‘Enemies’ despair prompts killings of Iranian scientists’

Assassinations of Iranian nuclear scientists reflect the enemies’ desperation in their attempts to halt Iran’s scientific and technological progress.”

Hezbollah’s representative in Iran Abdullah Safi al-Din

Hezbollah’s representative in Iran Abdullah Safi al-Din describes the assassinations of Iranian nuclear scientists as a sign of the enemies’ “desperation and weakness” in their efforts to impede Iran’s scientific and technological progress.

Speaking at a ceremony in Iran’s northeastern city of Mashhad on Tuesday, Safi al-Din said the enemies of the Islamic Republic of Iran and the arrogant powers, unable to confront Iran militarily, resort to targeted killings of Iranian scientists in their attempts to halt the scientific advancement of the Iranian nation.

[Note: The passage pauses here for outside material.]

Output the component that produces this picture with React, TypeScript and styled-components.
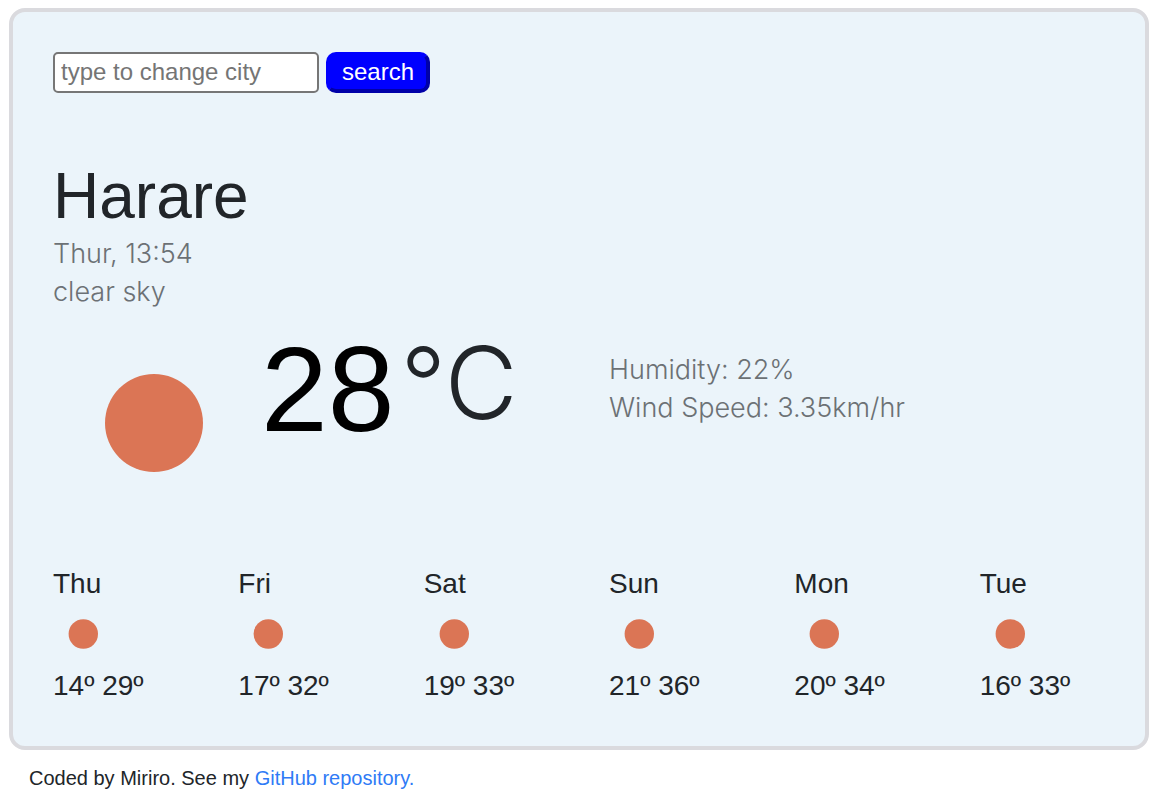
import React from "react";
import styled, { createGlobalStyle } from "styled-components";

const GlobalStyle = createGlobalStyle`
  *, *::before, *::after { box-sizing: border-box; }
  body {
    margin: 0;
    background: #fff;
    color: #212529;
    font-family: "Liberation Sans", Arial, sans-serif;
    font-size: 28px;
    line-height: 38px;
  }
`;

const Page = styled.div`
  padding: 8px 7px 0 9px;
`;

const Card = styled.main`
  padding: 40px 40px 41px;
  border: 4px solid #dadade;
  border-radius: 16px;
  background: #ebf4fa;
`;

const SearchForm = styled.form`
  display: flex;
  gap: 7px;
  height: 41px;
`;

const CityInput = styled.input`
  width: 266px;
  padding: 0 6px 2px;
  border: 2px solid #767676;
  border-radius: 5px;
  background: #fff;
  color: #212529;
  font: 24px "Liberation Sans", Arial, sans-serif;
  &::placeholder { color: #757575; opacity: 1; }
`;

const SearchButton = styled.button`
  width: 104px;
  padding: 0 0 2px;
  border: 4px solid #00f;
  border-color: #00f #0000a8 #0000a8 #00f;
  border-radius: 10px;
  background: #00f;
  color: #fff;
  font: 24px "Liberation Sans", Arial, sans-serif;
`;

const City = styled.h1`
  margin: 65px 0 1px;
  font-size: 64px;
  font-weight: 400;
  line-height: 76px;
`;

const Details = styled.ul`
  margin: 0;
  padding: 0;
  list-style: none;
  color: #6c7175;
  font-family: Inter, "Liberation Sans", sans-serif;
  font-size: 27px;
  font-weight: 300;
`;

const Row = styled.section<{ $columns: number }>`
  display: grid;
  grid-template-columns: repeat(${(p) => p.$columns}, minmax(0, 1fr));
  margin: 0 -30px;
`;

const Column = styled.div`
  padding: 0 30px;
`;

const Current = styled(Row)`
  padding: 12px 0 42px;
`;

const Readings = styled(Column)`
  padding-top: 28px;
`;

const Temperature = styled(Column)`
  display: flex;
  align-items: flex-start;
`;

const Degrees = styled.strong`
  margin: 6px 0 0 8px;
  color: #000;
  font-size: 120px;
  font-weight: 400;
  line-height: 120px;
`;

const Unit = styled.span`
  margin-left: 6px;
  font-family: Inter, "Liberation Sans", sans-serif;
  font-size: 100px;
  font-weight: 300;
  line-height: 120px;
`;

const Sun = styled.svg`
  display: block;
  flex: none;
`;

const DaySun = styled(Sun)`
  margin: 1px 0 3px;
`;

const Footer = styled.footer`
  padding: 13px 20px 0;
  font-size: 20px;
  line-height: 30px;
`;

const Link = styled.a`
  color: #2f7bf6;
  text-decoration: none;
`;

const forecast = [
  { day: "Thu", low: 14, high: 29 },
  { day: "Fri", low: 17, high: 32 },
  { day: "Sat", low: 19, high: 33 },
  { day: "Sun", low: 21, high: 36 },
  { day: "Mon", low: 20, high: 34 },
  { day: "Tue", low: 16, high: 33 },
];

function SunDisc() {
  return <circle cx="101" cy="100" r="49" fill="#db7555" />;
}

export default function App() {
  return (
    <>
      <GlobalStyle />
      <Page>
        <Card>
          <SearchForm onSubmit={(e) => e.preventDefault()}>
            <CityInput type="text" placeholder="type to change city" aria-label="City" />
            <SearchButton type="submit">search</SearchButton>
          </SearchForm>
          <City>Harare</City>
          <Details>
            <li>Thur, 13:54</li>
            <li>clear sky</li>
          </Details>
          <Current $columns={2}>
            <Temperature>
              <Sun width="200" height="200" viewBox="0 0 200 200" role="img" aria-label="clear sky">
                <SunDisc />
              </Sun>
              <Degrees>28</Degrees>
              <Unit>°C</Unit>
            </Temperature>
            <Readings>
              <Details>
                <li>Humidity: 22%</li>
                <li>Wind Speed: 3.35km/hr</li>
              </Details>
            </Readings>
          </Current>
          <Row $columns={6}>
            {forecast.map(({ day, low, high }) => (
              <Column key={day}>
                <div>{day}</div>
                <DaySun width="60" height="60" viewBox="0 0 200 200" role="img" aria-label="clear sky">
                  <SunDisc />
                </DaySun>
                <div>{`${low}º ${high}º`}</div>
              </Column>
            ))}
          </Row>
        </Card>
        <Footer>
          Coded by Miriro. See my <Link href="#repository">GitHub repository.</Link>
        </Footer>
      </Page>
    </>
  );
}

He added that such conspiracies, like earlier plots, are doomed to fail and they will not get the bullying powers anywhere.

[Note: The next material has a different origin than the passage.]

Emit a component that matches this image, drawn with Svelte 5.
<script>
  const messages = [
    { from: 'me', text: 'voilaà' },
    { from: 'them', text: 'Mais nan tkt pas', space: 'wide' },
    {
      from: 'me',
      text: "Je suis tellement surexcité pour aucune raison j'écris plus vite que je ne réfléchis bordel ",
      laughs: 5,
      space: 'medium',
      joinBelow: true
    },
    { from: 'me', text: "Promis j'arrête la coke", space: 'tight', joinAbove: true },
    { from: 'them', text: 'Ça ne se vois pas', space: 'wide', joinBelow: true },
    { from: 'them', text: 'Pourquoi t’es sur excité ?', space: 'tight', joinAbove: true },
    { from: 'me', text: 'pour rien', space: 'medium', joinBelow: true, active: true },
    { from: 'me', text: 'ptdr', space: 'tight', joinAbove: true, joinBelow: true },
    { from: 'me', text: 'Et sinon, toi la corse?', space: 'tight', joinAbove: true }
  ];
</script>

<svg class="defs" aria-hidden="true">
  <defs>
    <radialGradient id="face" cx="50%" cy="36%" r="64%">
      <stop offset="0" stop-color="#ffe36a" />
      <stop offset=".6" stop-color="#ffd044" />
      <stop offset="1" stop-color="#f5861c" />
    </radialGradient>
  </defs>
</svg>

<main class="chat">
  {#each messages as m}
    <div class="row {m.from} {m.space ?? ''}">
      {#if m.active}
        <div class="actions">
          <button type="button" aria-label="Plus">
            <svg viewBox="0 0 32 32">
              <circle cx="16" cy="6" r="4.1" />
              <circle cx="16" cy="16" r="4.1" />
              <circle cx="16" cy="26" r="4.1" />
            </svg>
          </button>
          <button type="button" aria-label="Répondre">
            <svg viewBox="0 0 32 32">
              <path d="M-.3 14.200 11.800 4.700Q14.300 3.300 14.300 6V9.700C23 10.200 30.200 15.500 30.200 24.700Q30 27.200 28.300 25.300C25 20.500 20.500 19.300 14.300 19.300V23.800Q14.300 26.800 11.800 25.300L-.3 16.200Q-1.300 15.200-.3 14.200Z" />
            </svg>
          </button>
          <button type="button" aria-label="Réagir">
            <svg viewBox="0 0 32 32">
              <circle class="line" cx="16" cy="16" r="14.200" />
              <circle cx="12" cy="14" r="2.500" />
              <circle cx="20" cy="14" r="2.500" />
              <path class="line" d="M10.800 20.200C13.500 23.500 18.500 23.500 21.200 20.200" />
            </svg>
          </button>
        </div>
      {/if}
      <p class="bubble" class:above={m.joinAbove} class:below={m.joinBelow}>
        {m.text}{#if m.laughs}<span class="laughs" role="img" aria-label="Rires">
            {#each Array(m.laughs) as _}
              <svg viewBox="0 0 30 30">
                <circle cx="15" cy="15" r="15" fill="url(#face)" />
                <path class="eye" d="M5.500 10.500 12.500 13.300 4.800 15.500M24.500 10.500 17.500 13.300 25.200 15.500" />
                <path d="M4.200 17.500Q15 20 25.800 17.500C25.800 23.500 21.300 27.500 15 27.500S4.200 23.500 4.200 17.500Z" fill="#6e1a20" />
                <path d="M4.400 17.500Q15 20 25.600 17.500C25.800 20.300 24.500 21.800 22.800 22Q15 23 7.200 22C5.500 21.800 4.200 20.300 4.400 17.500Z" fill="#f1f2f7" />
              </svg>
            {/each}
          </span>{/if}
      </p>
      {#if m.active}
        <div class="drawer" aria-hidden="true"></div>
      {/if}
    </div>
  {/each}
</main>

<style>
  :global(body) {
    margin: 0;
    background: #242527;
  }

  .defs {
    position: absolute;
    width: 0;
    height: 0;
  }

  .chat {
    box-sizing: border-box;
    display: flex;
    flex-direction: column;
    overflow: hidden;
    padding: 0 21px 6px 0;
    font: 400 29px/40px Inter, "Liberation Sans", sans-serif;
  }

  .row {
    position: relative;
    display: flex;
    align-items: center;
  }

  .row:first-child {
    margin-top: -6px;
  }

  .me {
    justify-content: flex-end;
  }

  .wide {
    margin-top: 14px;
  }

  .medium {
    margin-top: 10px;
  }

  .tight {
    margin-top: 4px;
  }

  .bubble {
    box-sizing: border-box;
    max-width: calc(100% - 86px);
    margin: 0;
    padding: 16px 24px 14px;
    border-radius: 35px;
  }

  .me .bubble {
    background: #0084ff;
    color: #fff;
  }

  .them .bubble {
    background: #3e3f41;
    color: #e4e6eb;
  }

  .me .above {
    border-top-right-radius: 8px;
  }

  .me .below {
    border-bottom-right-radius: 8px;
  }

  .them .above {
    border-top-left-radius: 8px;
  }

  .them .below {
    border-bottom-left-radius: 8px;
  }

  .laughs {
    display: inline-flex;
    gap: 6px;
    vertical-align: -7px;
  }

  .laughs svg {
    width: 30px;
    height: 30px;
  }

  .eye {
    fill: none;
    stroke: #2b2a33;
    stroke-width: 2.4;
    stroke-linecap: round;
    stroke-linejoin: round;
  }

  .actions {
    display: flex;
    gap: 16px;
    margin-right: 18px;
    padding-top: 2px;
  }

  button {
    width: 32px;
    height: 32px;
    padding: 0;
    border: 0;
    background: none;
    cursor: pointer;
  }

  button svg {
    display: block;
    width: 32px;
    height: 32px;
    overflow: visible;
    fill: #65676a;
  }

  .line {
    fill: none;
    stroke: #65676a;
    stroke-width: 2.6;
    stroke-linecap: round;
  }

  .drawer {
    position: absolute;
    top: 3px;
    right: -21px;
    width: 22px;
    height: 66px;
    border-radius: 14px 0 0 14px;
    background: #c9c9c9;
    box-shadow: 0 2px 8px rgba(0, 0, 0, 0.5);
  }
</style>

On July 23, 2011 unidentified gunmen killed Iranian nuclear scientist Darioush Rezaeinejad outside his house in Tehran.

Rezaeinejad and his wife were on their way to their child’s kindergarten when they were approached by two men on a motorbike. The gunmen called him by name and shot Rezaeinejad, 35, in the neck when he turned around.

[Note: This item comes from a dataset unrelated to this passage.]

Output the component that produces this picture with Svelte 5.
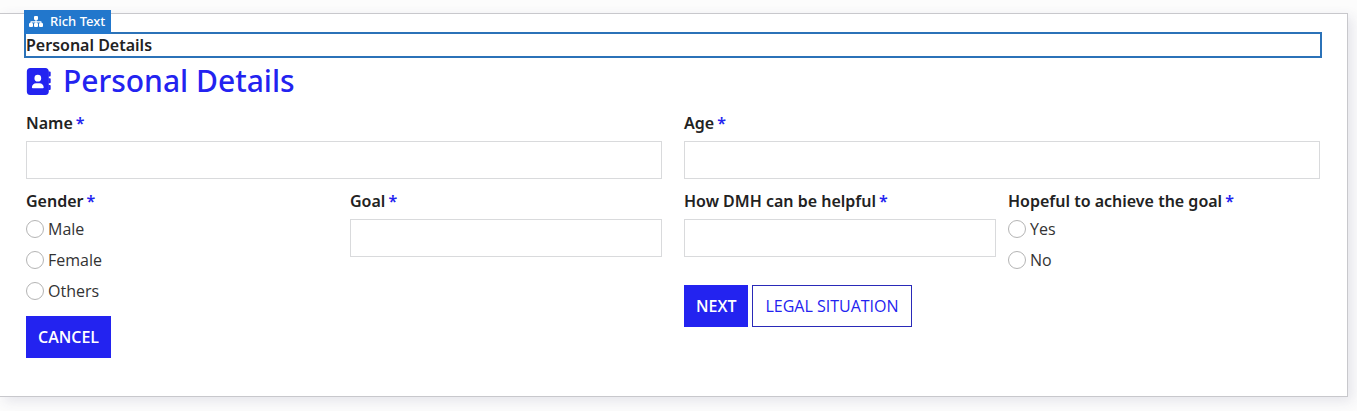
<script>
    let name = $state('');
    let age = $state('');
    let goal = $state('');
    let help = $state('');
    let gender = $state('');
    let hopeful = $state('');

    const genders = ['Male', 'Female', 'Others'];
    const answers = ['Yes', 'No'];
</script>

{#snippet textField(id, label, value, update)}
    <div class="field">
        <label class="label" for={id}>{label}<span class="required">*</span></label>
        <input
            class="input"
            {id}
            type="text"
            required
            {value}
            oninput={(e) => update(e.currentTarget.value)}
        />
    </div>
{/snippet}

{#snippet radioField(id, label, options, value, update)}
    <fieldset class="radio-field">
        <legend class="label">{label}<span class="required">*</span></legend>
        <div class="options">
            {#each options as option}
                <label class="option">
                    <input
                        type="radio"
                        name={id}
                        value={option}
                        checked={value === option}
                        onchange={() => update(option)}
                    />
                    {option}
                </label>
            {/each}
        </div>
    </fieldset>
{/snippet}

<main class="card">
    <div class="rich-text">
        <div class="tag">
            <svg viewBox="0 0 14 11" aria-hidden="true">
                <rect x="5" y="0" width="4" height="4" rx="1" />
                <path d="M6.400 3.500h1.200v1.700h4c.6 0 1 .4 1 1V8h-1.300V6.500H7.600V8H6.400V6.500H2.700V8H1.400V6.200c0-.6.4-1 1-1h4z" />
                <rect x="0" y="7" width="4" height="4" rx="1" />
                <rect x="5" y="7" width="4" height="4" rx="1" />
                <rect x="10" y="7" width="4" height="4" rx="1" />
            </svg>
            Rich Text
        </div>
        Personal Details
    </div>

    <h1 class="title">
        <svg viewBox="16 0 474 512" aria-hidden="true">
            <path
                d="M96 0C60.700 0 32 28.700 32 64v384c0 35.300 28.700 64 64 64h288c35.300 0 64-28.700 64-64V64c0-35.300-28.700-64-64-64H96zm112 288h64c44.200 0 80 35.800 80 80 0 8.800-7.200 16-16 16H144c-8.800 0-16-7.200-16-16 0-44.200 35.800-80 80-80zm-32-96a64 64 0 1 1 128 0 64 64 0 1 1-128 0z"
                fill-rule="evenodd"
            />
            <path
                d="M440 64h28q16 0 16 16v64q0 16-16 16h-28zM440 192h28q16 0 16 16v64q0 16-16 16h-28zM440 320h28q16 0 16 16v64q0 16-16 16h-28z"
            />
        </svg>
        Personal Details
    </h1>

    <form class="columns" onsubmit={(e) => e.preventDefault()}>
        <div class="column">
            {@render textField('name', 'Name', name, (v) => (name = v))}
            <div class="pair">
                {@render radioField('gender', 'Gender', genders, gender, (v) => (gender = v))}
                {@render textField('goal', 'Goal', goal, (v) => (goal = v))}
            </div>
            <div class="buttons">
                <button class="primary" type="button">CANCEL</button>
            </div>
        </div>

        <div class="column">
            {@render textField('age', 'Age', age, (v) => (age = v))}
            <div class="pair">
                {@render textField('help', 'How DMH can be helpful', help, (v) => (help = v))}
                {@render radioField('hopeful', 'Hopeful to achieve the goal', answers, hopeful, (v) => (hopeful = v))}
            </div>
            <div class="buttons">
                <button class="primary" type="submit">NEXT</button>
                <button class="secondary" type="button">LEGAL SITUATION</button>
            </div>
        </div>
    </form>
</main>

<style>
    :global(body) {
        background: #fcfcfc;
    }

    .card {
        background: white;
        border: 1px solid #c8c8cc;
        border-left: 0;
        box-shadow: 4px 4px 12px rgba(60, 60, 110, 0.12);
        color: #222;
        font-family: 'Open Sans', sans-serif;
        font-size: 16px;
        line-height: 24px;
        margin: 13px 9px 14px 0;
        padding: 20px 27px 38px 26px;
    }

    .rich-text {
        font-family: 'Noto Sans', 'Open Sans', sans-serif;
        font-weight: 600;
        line-height: 22px;
        outline: 2px solid #2b72b8;
        position: relative;
    }

    .tag {
        align-items: center;
        background: #2277cc;
        bottom: 100%;
        color: white;
        display: flex;
        font-size: 13px;
        font-weight: 500;
        gap: 7px;
        left: -2px;
        padding: 0 6px 2px 5px;
        position: absolute;
    }

    .tag svg {
        fill: currentColor;
        height: 11px;
        width: 14px;
    }

    .title {
        align-items: center;
        color: #2323f0;
        display: flex;
        font-family: 'Noto Sans', 'Open Sans', sans-serif;
        font-size: 30px;
        font-weight: 500;
        gap: 12px;
        line-height: 40px;
        margin: 5px 0 10px;
    }

    .title svg {
        fill: currentColor;
        height: 27px;
        width: 25px;
    }

    .columns {
        display: flex;
        gap: 22px;
    }

    .column {
        flex: 1;
        min-width: 0;
    }

    .pair {
        display: flex;
        gap: 12px;
        margin-top: 10px;
    }

    .pair > * {
        flex: 1;
        min-width: 0;
    }

    .label {
        display: block;
        font-family: 'Noto Sans', 'Open Sans', sans-serif;
        font-weight: 600;
        padding: 0;
        white-space: nowrap;
    }

    .required {
        color: #2323f0;
        margin-left: 3px;
    }

    .input {
        border: 1px solid #d9dadc;
        box-sizing: border-box;
        display: block;
        font: inherit;
        height: 38px;
        margin-top: 6px;
        padding: 6px 12px;
        width: 100%;
    }

    .radio-field {
        border: 0;
        margin: 0;
        padding: 0;
    }

    .options {
        color: #333;
        display: flex;
        flex-direction: column;
        gap: 7px;
        padding-top: 4px;
    }

    .option {
        align-items: center;
        display: flex;
        gap: 4px;
    }

    .option input {
        appearance: none;
        border: 1px solid #b4b4b4;
        border-radius: 50%;
        height: 18px;
        margin: 0;
        width: 18px;
    }

    .option input:checked {
        background: #2323f0;
        box-shadow: inset 0 0 0 4px white;
    }

    .buttons {
        display: flex;
        gap: 4px;
        margin-top: 13px;
    }

    button {
        border: 1px solid #2323f0;
        cursor: pointer;
        font: inherit;
        padding: 8px 11px;
    }

    .primary {
        background: #2323f0;
        color: white;
        font-weight: 600;
    }

    .secondary {
        background: white;
        border-color: #2a2ab8;
        color: #2323f0;
        padding: 8px 12px;
    }
</style>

Rezaeinejad was not the first Iranian nuclear scientist targeted by a terrorist attack.

Mostafa Ahmadi Roshan was targeted on January 11, when an unknown motorcyclist attached a magnetic bomb to his car near a college building of the Allameh Tabatabaei University in northern Tehran.

He was immediately killed and his driver, who sustained serious injuries, died a few hours later in hospital.

In November, 2010, Majid Shahriari, another scientist, was killed in a terrorist attack and Dr. Fereydoun Abbasi, the current head of the Atomic Energy Organization of Iran, was injured in an assassination attempt.

Professor Masoud Ali-Mohammadi, another scholar at Tehran University, was also assassinated by a booby-trapped motorbike in the Iranian capital in January 2010.